Cuando se destruye tejido productivo y la recaudación se derrumba, tarda un tiempo en reconstruirse y sólo lo hace si el ambiente es el adecuado, cosa que con el espíritu anti-empresa, anti-emprendimiento y anti-sector privado de este Gobierno no se da en absoluto
Es de esperar que el aumento de gasto actual se consolide o, al menos, trate el Gobierno de consolidarlo. Lo que no sabemos bien es cómo lo hará porque cuando se destruye tejido productivo y la recaudación se derrumba, tarda un tiempo en reconstruirse y sólo lo hace si el ambiente es el adecuado, cosa que con el espíritu anti-empresa, anti-emprendimiento y anti-sector privado de este Gobierno no se da en absoluto. Luego, todo indica que Sánchez y su ministra están condenados a perseverar en el desfase entre gastos e ingresos mientras pueden hacerlo.
Actualmente el Tesoro está enchufado al respirador del BCE, que se mantendrá operativo mientras en Bruselas consideren necesario. ¿Cuánto tiempo será eso? Lo desconocemos, seguramente hasta el final del primer semestre, luego verán cómo está la cosa y lo prolongarán o no. Por de pronto pueden seguir colocando papel sin que se resienta la prima de riesgo. Sumémosle a eso el paquete de ayuda a fondo perdido y tenemos seis o siete meses tranquilos para Sánchez. Lo que viene después es una incógnita.

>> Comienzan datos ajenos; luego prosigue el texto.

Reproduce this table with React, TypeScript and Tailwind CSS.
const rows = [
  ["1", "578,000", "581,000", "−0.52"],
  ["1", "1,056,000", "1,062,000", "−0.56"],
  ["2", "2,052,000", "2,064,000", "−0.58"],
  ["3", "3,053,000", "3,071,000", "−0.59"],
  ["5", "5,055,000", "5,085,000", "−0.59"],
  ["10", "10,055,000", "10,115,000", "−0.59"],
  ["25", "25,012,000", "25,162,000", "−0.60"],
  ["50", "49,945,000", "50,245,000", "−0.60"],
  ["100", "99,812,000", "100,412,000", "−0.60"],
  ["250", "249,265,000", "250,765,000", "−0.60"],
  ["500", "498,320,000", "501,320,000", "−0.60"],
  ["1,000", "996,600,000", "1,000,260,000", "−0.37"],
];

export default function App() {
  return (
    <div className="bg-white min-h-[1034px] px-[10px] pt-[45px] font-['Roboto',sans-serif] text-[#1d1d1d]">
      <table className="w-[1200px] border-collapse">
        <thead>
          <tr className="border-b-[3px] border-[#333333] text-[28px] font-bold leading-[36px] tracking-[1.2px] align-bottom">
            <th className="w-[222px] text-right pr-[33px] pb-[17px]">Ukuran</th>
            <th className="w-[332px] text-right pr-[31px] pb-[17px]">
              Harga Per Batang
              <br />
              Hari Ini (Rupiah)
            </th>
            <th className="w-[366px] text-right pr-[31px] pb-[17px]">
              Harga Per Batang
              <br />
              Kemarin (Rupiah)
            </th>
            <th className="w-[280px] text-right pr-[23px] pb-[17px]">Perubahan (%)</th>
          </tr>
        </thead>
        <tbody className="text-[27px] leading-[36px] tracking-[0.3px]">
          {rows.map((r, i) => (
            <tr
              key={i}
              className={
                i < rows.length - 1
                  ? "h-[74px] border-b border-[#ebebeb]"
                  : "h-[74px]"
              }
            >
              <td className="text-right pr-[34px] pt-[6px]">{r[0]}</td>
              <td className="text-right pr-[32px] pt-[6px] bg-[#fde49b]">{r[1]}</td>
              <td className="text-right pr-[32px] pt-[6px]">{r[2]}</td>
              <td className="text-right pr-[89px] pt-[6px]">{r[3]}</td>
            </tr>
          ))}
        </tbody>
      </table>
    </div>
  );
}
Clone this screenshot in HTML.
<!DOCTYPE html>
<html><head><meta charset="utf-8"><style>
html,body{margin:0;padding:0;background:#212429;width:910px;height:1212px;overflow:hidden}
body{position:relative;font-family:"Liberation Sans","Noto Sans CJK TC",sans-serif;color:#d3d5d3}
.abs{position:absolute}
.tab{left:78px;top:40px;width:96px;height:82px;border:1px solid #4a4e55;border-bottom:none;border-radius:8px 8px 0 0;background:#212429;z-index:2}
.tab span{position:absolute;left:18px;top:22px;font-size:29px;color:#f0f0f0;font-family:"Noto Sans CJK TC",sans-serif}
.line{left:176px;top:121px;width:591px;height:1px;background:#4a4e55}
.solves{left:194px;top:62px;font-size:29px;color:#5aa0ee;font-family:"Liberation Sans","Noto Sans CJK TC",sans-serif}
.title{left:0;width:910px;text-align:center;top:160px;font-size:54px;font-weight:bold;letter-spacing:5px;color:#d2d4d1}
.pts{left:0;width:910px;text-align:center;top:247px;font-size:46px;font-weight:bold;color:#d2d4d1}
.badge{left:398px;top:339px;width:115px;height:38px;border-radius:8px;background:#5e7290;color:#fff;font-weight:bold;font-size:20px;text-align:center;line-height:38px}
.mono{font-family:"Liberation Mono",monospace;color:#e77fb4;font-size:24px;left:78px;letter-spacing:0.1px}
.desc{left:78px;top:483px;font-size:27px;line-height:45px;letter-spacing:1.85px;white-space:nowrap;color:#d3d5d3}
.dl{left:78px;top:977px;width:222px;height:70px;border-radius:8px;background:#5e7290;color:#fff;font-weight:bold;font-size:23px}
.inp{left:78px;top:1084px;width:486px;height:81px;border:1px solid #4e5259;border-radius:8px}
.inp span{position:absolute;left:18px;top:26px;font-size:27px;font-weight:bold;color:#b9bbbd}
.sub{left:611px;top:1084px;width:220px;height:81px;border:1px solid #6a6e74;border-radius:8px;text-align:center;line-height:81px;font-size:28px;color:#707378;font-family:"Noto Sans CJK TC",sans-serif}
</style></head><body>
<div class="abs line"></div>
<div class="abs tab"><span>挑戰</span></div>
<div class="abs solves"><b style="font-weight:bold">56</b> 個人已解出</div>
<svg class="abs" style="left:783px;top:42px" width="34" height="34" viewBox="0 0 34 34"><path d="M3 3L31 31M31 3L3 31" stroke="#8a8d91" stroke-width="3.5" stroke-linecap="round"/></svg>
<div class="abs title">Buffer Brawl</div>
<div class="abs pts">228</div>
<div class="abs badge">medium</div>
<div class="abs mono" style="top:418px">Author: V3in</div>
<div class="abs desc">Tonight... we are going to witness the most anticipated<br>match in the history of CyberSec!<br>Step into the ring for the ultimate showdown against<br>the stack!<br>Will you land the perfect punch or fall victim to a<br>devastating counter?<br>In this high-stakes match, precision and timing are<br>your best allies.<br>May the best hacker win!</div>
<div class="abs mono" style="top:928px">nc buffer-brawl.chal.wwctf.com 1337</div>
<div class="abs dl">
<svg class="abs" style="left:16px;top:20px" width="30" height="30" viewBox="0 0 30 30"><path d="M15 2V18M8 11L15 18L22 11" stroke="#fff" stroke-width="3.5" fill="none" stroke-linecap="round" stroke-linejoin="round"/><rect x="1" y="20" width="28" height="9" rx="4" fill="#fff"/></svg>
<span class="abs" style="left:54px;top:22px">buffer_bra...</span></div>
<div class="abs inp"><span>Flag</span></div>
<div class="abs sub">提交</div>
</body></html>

En la anterior crisis se pensó que tras los planes E y con los estabilizadores automáticos funcionando a pleno rendimiento, las empresas volverían a contratar y los españoles a consumir, pero eso no sucedió. Las empresas que no quebraron se limitaron a restaurar sus balances y a redimensionarse para soportar mejor las vacas flacas. Algo me dice que estamos ante un escenario muy parecido. Un Gobierno chapoteando despreocupado en dinero prestado, haciéndose las cuentas de la lechera con variables que no dependen de él como la tasa de ahorro de los hogares o la voluntad de invertir que tendrán los empresarios que son, en última instancia, quienes pondrán de nuevo esto en marcha depositando o no su confianza en el futuro económico del país.